The chairman of the All-Party Parliamentary Group for Fruit & Vegetable Farmers has vowed to fight for a large increase in the provision of seasonal labour.
Helen Whately, the MP for Faversham and Mid Kent, told an audience of growers at this week’s British Apples & Pears event in Westminster that the issue of securing a larger labour force is high up the agenda.
“I bump into farmers and growers all the time and the first thing they talk about is the [labour] situation,” she said. “We are working really hard to make sure growers get the workers that they need. I’m also aware with the small scale of the pilot SAWS scheme. I know it’s a drop in the ocean in terms of the number of workers we need, but it is at least getting going on the concept and testing it. I’m arguing for that to ramp up rapidly to be a proper, at-scale scheme.”
Whately revealed that she will be joining British Apples & Pears executive chair Ali Capper this week in a meeting with immigration minister Seema Kennedy, where they will be looking to put the industry’s case, discuss lessons learnt from the pilot scheme and call for it to be ramped up.
“I do not want this fantastic industry to be held back by a lack of labour,” she insisted. “We cannot let that happen.”
Elsewhere in her speech Whately, who voted Remain in the referendum but who has tended to vote against closer alignment with the EU in parliamentary business, acknowledged the challenges of Brexit but urged the industry to grasp the positives.

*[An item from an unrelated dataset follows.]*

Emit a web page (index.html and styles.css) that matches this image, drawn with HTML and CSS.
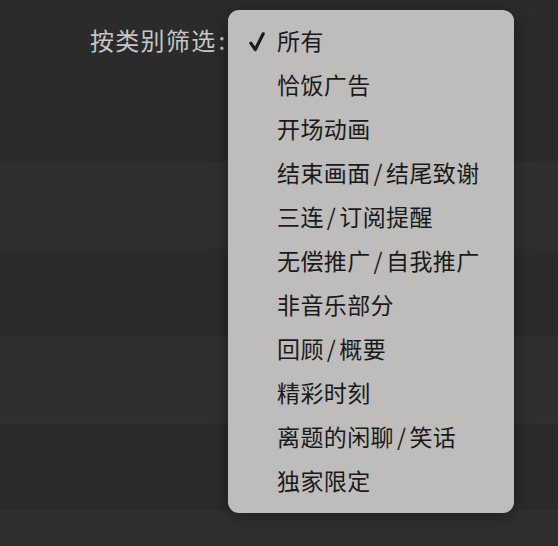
FILE: index.html
```html
<!DOCTYPE html>
<html lang="zh-CN">
<head>
<meta charset="utf-8">
<title>按类别筛选</title>
<link rel="stylesheet" href="styles.css">
</head>
<body>
<div class="page">
  <div class="header">
    <span class="label">按类别筛选<span class="colon">:</span></span>
  </div>
  <div class="row alt"></div>
  <div class="row"></div>
  <div class="row alt"></div>
  <div class="row"></div>
  <div class="row alt last"></div>

  <ul class="menu">
    <li class="item selected">
      <svg class="check" viewBox="0 0 16 20" width="16" height="20"><polyline points="1.8,11.2 6.3,17.6 14.2,1.8" fill="none" stroke="#1c1c1c" stroke-width="3.2" stroke-linecap="round" stroke-linejoin="round"/></svg>
      <span>所有</span>
    </li>
    <li class="item"><span>恰饭广告</span></li>
    <li class="item"><span>开场动画</span></li>
    <li class="item"><span>结束画面<span class="sep">/</span>结尾致谢</span></li>
    <li class="item"><span>三连<span class="sep">/</span>订阅提醒</span></li>
    <li class="item"><span>无偿推广<span class="sep">/</span>自我推广</span></li>
    <li class="item"><span>非音乐部分</span></li>
    <li class="item"><span>回顾<span class="sep">/</span>概要</span></li>
    <li class="item"><span>精彩时刻</span></li>
    <li class="item"><span>离题的闲聊<span class="sep">/</span>笑话</span></li>
    <li class="item"><span>独家限定</span></li>
  </ul>
</div>
</body>
</html>
```

FILE: styles.css
```css
html, body {
  margin: 0;
  padding: 0;
  background: #2b2b2b;
}

body {
  font-family: "Noto Sans CJK SC", "Noto Sans", sans-serif;
  width: 558px;
  height: 546px;
  overflow: hidden;
}

.page {
  position: relative;
  display: flex;
  flex-direction: column;
  height: 546px;
  overflow: hidden;
}

.header {
  height: 162px;
  flex: none;
  box-sizing: border-box;
  padding-left: 90px;
  padding-top: 23px;
}

.label {
  display: block;
  color: #c6c6c6;
  font-size: 24px;
  line-height: 34px;
  letter-spacing: 1.3px;
}

.colon {
  padding-left: 2px;
}

.row {
  height: 87px;
  flex: none;
  background: #2b2b2b;
}

.row.alt {
  background: #2f2f2f;
}

.row.last {
  height: 36px;
}

.menu {
  position: absolute;
  left: 228px;
  top: 10px;
  width: 286px;
  margin: 0;
  padding: 8px 0 11px 0;
  list-style: none;
  background: #bebdbb;
  border-radius: 11px;
  box-shadow: 0 4px 18px rgba(0, 0, 0, 0.35);
}

.item {
  position: relative;
  height: 44px;
  display: flex;
  align-items: center;
  padding-left: 49px;
  color: #1a1a1a;
  font-size: 23px;
  letter-spacing: 0.4px;
  line-height: 44px;
}

.sep {
  padding: 0 3px;
}

.check {
  position: absolute;
  left: 21px;
  top: 14px;
}
```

“It is a chance to make sure that agricultural policy reflects the needs of British growers,” she pointed out. “I do think it’s a real opportunity to have a reset and make sure that fruit is considered higher up the rankings versus other kinds of food production. And a chance to support producer organisations, which have done such great work in making sure the people are eating British apples and pears. We all want to see more British fruit in stores across the country.”